I skied Monday, Tuesday and Wednesday, and the runs were all in great condition — though some were prone to getting a bit icy in the chilly afternoons, such as the reds down to the village from Trockener Steg and Rothorn. Although I was reliably informed that the yellow off-piste runs from the top of Rothorn were in great condition on Tuesday, I didn’t venture into the powder myself, especially when skiing alone. Though I did pop into the yellows at the bottom of Schwartzee and can say that, unless you love skiing huge bumps, they’re really not worth the effort — the pistes are much nicer.

I arrived in Zermatt on Sunday after taking the Glacier Express from Klosters. I had a lot of work to catch up on, so 7.5 hours on a train seemed like a great idea. The views were breathtaking, we went right up over the Oberalp Pass, which, at 2033m, is the highest point of the trip, and through Andermatt, unbelievably laden with snow. I recommend everyone should do this train journey once if they can.

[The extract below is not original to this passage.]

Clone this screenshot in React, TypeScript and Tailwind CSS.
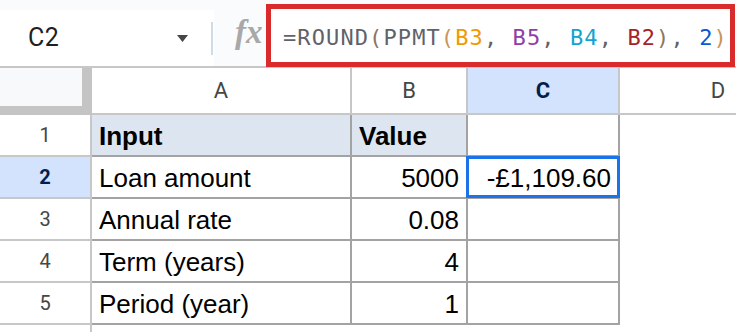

Here to research the Zermatt chapter in the book, as well as interview local avalanche dog handler Philipp Imboden for a couple of national UK publications, I had a fairly packed itinerary.

Perfect then, that I was staying in the Hotel Continental, tucked away on a quiet street about three minutes’ walk from the station. Half board in this 3*** hotel is CHF135-160pp per night, roughly £92-110 calculated on today’s exchange rate of £1= CHF 1.46. Many of its 36 rooms were renovated in 2009, and have everything you need. Breakfast and dinner are both magnificent — only boiled eggs by way of cooked for breakfast (which is perfect for me) and five courses for dinner, including a glass of wine. I think it’s excellent value and readers should always consider two- and three-star options before writing off a ski resort such as Zermatt for being too expensive.

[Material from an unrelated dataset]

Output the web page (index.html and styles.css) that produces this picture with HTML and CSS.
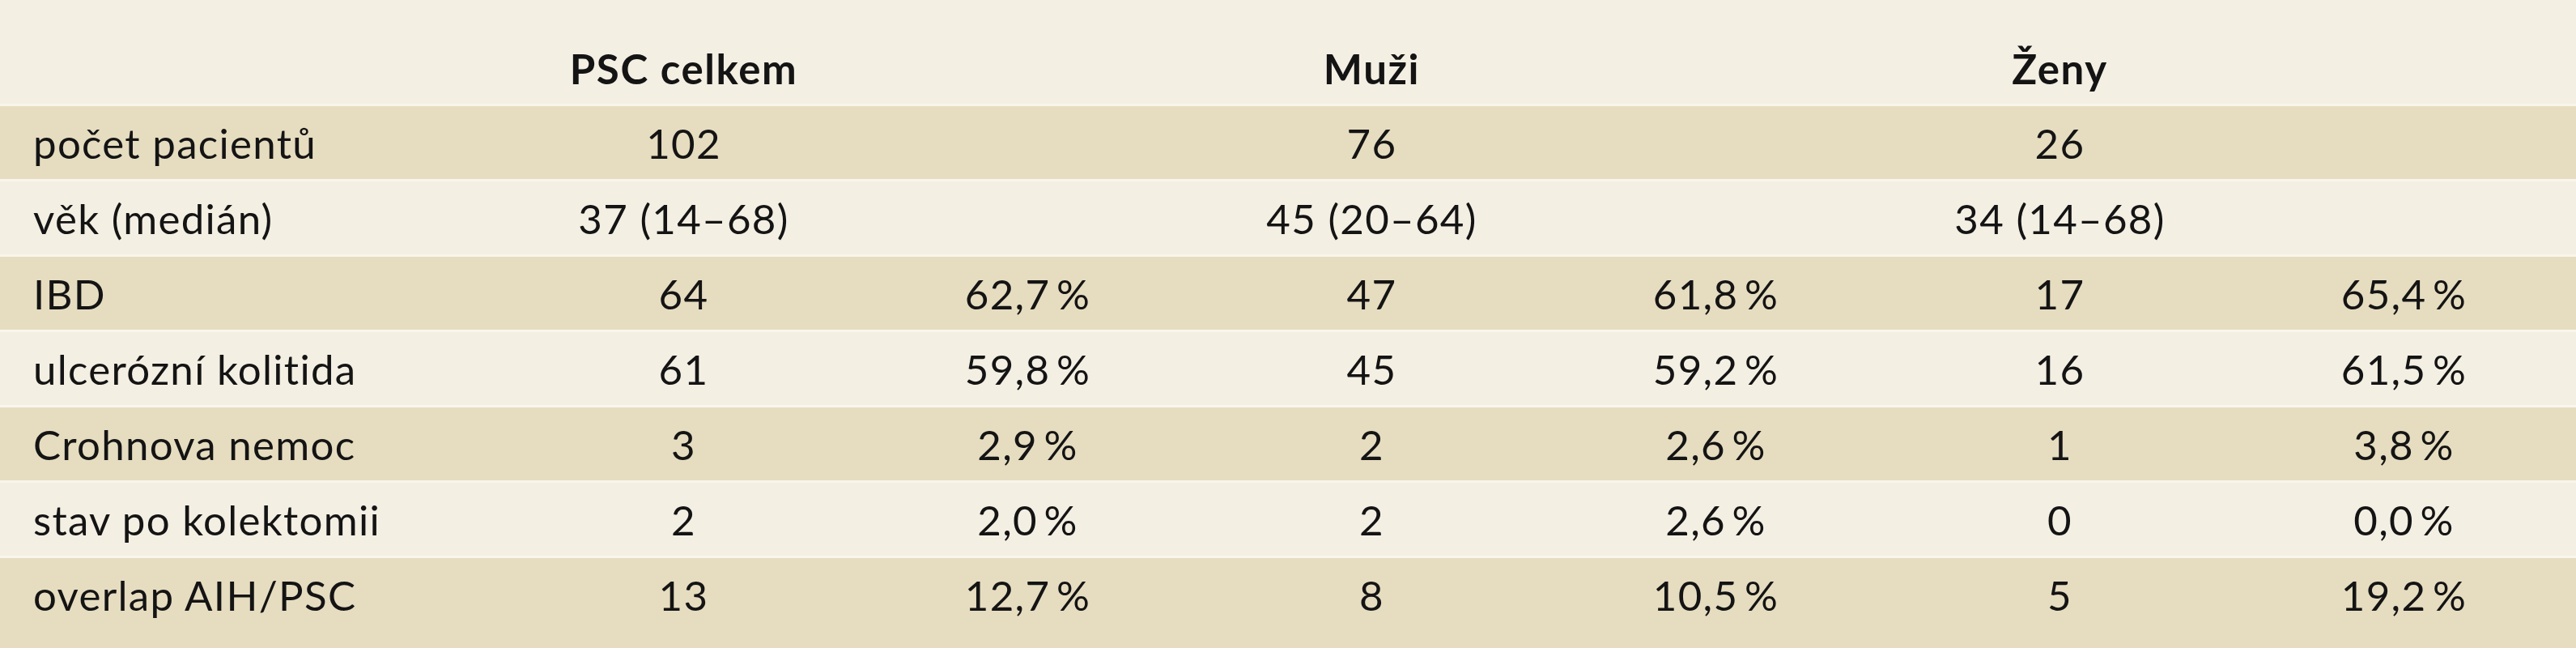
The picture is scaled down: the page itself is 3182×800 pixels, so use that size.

On the other end of the scale, the magnificent five-star superior Mont Cervin Palace reopened in December after eight months of renovations. I stayed here about five years ago and found it slightly old-fashioned, so I was keen to see how it had changed. In 2013, the hotel is transformed. Each of the elegant, calm rooms is tasteful, modern but Alpine, retaining the feel of the old hotel but definitely appealing to younger tastes. Cherry wood and smoked glass, granite sinks in the bathroom and touch control showers have been used throughout with thoughtful touches such as mini bars placed at eye level so you don’t have to stoop to select a drink (soft drinks are free), and an espresso machine with wide selection of coffee in every room.

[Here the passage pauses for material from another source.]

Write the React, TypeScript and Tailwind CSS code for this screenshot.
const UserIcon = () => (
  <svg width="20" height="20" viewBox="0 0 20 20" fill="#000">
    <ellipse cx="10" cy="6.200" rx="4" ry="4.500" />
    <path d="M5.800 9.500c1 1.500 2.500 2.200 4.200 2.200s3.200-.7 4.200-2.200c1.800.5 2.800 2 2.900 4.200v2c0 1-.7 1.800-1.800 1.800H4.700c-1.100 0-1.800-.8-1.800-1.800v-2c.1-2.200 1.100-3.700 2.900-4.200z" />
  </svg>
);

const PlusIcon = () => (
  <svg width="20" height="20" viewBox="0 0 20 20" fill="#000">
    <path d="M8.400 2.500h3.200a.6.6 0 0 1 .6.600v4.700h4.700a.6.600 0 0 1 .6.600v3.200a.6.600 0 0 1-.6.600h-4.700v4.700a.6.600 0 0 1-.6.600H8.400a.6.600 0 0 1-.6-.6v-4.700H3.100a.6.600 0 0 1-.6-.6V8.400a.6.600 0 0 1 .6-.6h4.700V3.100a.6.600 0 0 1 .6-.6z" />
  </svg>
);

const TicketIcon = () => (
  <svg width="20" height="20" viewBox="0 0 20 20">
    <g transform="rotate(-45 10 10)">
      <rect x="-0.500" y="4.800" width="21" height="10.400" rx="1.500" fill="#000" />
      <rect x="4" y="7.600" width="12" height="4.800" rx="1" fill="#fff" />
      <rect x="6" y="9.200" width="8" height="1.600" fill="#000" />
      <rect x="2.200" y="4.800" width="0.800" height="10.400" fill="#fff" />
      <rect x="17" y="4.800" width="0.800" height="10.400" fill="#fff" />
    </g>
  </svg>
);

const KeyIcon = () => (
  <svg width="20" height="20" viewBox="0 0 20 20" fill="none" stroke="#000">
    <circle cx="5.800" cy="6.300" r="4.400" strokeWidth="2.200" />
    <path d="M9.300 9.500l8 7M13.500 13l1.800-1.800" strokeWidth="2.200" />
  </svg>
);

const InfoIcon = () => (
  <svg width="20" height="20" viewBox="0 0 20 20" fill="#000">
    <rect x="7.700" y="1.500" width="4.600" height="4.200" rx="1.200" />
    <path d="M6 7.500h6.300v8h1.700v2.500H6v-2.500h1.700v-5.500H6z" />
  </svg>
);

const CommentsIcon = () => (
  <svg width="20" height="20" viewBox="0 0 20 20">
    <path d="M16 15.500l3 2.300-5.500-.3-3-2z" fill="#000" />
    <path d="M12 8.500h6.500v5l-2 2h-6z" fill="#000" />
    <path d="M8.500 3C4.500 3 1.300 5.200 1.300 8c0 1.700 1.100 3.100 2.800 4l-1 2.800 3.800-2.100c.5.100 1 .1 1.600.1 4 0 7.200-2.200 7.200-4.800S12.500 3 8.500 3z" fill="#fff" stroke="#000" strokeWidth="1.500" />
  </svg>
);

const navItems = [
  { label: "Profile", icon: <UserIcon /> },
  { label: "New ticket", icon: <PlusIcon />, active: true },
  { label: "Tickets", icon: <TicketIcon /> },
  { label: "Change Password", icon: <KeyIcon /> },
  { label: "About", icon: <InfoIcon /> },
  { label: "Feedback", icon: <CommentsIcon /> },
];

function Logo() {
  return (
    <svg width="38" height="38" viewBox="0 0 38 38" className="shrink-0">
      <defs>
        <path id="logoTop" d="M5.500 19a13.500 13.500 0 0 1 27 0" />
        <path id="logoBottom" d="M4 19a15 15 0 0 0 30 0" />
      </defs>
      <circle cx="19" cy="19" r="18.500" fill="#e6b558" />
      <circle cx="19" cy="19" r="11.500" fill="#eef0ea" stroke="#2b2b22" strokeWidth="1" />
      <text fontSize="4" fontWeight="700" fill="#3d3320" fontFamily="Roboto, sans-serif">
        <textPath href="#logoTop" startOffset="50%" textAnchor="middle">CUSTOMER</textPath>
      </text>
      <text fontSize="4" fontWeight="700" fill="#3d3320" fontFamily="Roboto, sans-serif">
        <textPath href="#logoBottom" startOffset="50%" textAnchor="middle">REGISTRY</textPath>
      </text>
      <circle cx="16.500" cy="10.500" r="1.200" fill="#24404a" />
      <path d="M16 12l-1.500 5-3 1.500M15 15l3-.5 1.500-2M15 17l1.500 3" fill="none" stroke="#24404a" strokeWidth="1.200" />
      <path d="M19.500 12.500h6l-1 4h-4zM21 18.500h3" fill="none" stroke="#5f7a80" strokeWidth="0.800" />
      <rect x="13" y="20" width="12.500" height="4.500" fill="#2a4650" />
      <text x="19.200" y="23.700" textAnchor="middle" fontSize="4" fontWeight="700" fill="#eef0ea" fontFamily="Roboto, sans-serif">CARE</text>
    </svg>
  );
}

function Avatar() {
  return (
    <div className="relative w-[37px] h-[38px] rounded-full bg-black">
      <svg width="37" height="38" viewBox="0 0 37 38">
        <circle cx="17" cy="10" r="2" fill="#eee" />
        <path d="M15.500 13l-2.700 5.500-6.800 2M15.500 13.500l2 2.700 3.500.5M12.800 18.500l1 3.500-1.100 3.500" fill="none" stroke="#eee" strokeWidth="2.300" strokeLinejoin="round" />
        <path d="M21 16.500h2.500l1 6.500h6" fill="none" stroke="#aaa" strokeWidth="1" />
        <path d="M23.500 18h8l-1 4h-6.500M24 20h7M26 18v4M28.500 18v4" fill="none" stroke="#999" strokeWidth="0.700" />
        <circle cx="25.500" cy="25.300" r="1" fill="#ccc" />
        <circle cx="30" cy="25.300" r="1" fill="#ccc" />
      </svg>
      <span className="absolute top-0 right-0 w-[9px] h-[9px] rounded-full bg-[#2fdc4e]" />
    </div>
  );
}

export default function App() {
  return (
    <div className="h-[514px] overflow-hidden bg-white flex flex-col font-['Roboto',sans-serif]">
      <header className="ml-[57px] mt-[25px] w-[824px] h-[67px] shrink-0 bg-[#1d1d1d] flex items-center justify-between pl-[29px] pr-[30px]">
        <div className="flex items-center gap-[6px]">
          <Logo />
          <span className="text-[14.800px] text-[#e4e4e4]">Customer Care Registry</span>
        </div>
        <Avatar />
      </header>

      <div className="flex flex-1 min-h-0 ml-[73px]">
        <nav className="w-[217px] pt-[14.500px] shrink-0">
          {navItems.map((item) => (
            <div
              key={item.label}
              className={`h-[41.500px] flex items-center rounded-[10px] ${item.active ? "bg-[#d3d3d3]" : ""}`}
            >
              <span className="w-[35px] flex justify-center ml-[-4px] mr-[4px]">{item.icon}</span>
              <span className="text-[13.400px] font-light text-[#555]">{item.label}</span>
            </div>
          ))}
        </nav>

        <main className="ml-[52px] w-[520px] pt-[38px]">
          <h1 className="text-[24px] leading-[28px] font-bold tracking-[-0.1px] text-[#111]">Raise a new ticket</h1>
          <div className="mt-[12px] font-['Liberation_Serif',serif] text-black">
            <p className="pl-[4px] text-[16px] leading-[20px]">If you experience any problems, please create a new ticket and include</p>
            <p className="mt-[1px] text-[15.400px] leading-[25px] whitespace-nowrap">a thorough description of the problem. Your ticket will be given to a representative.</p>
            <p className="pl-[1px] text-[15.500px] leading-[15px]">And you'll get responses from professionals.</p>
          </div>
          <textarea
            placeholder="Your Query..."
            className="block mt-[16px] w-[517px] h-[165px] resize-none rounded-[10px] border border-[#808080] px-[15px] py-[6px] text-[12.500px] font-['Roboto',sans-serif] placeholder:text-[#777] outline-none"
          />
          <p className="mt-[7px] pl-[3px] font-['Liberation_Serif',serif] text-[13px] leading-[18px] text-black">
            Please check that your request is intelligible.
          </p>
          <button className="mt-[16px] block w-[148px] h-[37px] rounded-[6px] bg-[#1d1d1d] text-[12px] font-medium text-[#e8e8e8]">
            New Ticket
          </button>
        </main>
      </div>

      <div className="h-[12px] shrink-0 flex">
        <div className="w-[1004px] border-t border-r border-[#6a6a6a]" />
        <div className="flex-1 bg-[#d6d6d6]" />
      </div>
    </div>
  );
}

The Mont Cervin Palace now has 150 rooms — it lost 15 single rooms in the renovations, enlarging the suites — and a newly refurbished lounge and smokers’ area. The hotel’s Capri restaurant boasts the resort’s only Michelin star, of which managers Karen and Kevin Kunz are quite rightly proud. Booked in for my last night, I can only say that the impeccable service from five years ago is now exceptional. After a night on crisp, heavy cotton sheets and a swim in the Mont Cervin’s huge and immaculate pool, I enjoyed a sumptuous breakfast while reading The Times. How great is my job, I mused.

One more tip — WTSS readers’ favourite mountain restaurant Chez Vrony in the Findeln area has been extended for this season, adding a third floor and new section to the second. Despite the extra 45 seats, you must still book. Zermatt was relatively quiet this week, at the end of January, but Chez Vrony was still full, with many sitting outside in the cold. You have been warned!